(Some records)

◆ ◆ ◆ ◆ ◆ ◆ ◆

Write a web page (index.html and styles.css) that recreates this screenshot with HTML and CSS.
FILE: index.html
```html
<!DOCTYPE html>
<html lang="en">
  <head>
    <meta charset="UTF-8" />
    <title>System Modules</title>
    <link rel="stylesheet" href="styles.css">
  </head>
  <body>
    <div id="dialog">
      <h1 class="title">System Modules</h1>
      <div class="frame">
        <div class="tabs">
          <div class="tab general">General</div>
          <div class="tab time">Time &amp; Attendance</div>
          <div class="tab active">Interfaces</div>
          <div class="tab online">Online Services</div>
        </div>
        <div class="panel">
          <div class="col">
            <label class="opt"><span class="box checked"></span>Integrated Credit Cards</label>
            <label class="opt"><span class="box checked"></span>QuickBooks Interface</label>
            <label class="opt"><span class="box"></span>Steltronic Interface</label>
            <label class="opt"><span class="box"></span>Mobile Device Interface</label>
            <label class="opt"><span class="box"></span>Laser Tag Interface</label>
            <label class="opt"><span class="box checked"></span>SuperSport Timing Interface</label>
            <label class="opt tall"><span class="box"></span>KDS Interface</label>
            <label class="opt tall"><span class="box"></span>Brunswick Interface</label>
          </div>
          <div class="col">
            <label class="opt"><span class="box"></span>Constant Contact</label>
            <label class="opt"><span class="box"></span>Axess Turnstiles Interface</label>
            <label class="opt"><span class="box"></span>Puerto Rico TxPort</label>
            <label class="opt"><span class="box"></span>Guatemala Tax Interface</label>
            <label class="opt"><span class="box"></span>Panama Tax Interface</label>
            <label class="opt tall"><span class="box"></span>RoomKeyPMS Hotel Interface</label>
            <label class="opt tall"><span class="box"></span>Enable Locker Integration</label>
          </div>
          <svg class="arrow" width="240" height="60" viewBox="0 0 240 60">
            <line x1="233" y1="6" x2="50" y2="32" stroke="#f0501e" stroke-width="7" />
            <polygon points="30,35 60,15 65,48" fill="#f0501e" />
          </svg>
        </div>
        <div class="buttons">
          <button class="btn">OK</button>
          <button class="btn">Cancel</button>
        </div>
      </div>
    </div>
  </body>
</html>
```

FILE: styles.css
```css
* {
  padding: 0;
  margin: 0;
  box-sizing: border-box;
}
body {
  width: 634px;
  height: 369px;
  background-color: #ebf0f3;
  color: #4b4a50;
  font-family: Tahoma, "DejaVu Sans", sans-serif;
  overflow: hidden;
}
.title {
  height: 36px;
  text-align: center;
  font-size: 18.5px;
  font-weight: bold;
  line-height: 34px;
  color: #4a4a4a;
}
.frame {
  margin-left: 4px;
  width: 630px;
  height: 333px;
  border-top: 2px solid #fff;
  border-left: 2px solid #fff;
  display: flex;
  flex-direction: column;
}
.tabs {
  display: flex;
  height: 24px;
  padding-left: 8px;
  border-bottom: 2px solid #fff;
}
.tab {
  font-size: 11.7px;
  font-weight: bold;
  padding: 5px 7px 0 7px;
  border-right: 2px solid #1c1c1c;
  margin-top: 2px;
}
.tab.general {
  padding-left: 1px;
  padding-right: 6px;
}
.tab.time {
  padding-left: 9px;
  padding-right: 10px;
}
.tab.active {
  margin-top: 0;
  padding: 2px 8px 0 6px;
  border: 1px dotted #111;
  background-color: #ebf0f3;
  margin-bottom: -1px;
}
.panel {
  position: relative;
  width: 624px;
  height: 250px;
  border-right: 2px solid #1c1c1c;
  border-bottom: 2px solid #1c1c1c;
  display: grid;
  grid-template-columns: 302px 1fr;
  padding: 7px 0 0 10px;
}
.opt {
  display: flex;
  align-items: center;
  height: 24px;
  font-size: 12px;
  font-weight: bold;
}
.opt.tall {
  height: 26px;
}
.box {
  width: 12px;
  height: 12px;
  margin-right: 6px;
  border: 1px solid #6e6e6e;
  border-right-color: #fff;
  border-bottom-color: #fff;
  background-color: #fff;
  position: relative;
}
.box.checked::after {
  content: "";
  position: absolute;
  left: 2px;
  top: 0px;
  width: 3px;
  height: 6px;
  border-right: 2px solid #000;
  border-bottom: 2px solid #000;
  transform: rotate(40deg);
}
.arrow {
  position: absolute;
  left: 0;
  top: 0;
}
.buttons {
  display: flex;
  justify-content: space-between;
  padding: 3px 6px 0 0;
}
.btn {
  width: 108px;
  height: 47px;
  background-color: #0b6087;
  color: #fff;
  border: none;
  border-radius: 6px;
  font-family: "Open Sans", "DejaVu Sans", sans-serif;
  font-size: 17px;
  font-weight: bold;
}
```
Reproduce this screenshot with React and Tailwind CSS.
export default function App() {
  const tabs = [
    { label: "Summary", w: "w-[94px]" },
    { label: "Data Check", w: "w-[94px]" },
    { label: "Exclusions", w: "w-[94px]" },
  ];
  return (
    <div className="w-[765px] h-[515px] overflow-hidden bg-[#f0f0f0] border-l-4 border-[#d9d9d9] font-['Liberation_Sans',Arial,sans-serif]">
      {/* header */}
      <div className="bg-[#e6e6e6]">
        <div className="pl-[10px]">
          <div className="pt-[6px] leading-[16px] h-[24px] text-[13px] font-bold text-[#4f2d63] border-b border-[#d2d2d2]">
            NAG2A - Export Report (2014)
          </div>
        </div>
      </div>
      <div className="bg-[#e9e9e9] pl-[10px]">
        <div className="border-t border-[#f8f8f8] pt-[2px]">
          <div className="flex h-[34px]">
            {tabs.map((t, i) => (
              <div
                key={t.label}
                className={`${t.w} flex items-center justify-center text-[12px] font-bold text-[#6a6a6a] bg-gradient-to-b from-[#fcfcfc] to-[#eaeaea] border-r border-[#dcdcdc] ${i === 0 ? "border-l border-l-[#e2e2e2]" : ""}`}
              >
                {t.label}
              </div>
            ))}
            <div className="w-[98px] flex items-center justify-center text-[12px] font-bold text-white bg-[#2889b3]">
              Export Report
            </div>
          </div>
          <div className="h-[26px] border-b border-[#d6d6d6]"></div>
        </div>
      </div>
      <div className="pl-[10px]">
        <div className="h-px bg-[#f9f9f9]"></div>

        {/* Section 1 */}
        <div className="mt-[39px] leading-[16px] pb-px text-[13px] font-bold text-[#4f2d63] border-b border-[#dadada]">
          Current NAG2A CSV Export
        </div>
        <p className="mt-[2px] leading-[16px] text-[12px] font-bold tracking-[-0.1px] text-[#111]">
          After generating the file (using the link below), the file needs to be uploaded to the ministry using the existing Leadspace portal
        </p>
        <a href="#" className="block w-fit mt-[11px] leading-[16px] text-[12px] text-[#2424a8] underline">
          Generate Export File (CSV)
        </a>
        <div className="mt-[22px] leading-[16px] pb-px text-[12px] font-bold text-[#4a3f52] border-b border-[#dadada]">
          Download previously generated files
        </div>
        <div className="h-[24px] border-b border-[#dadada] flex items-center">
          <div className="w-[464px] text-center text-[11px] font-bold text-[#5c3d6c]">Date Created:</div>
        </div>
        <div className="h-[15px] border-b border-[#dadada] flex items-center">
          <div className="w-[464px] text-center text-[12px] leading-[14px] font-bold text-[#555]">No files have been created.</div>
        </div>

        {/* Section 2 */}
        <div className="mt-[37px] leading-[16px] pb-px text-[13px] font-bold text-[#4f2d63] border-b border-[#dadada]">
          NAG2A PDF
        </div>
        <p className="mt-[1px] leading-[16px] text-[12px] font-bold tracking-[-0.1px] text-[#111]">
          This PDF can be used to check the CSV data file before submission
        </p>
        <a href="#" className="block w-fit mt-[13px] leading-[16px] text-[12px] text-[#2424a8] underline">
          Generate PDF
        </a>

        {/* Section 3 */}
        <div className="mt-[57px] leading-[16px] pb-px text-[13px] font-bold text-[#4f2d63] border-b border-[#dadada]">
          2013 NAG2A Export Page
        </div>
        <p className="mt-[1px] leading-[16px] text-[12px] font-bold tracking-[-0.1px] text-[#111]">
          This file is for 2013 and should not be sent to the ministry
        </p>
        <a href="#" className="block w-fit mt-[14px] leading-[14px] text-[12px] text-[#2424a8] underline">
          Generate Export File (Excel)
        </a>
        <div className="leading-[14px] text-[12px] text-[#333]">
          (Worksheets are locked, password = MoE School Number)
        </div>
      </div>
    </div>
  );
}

◆ ◆ ◆ ◆ ◆ ◆ ◆

* EXERCISE OBJECTIVE
Above are records; say how many of their lines contain the word "index", giving only the number.

* EXERCISE OUTPUT
2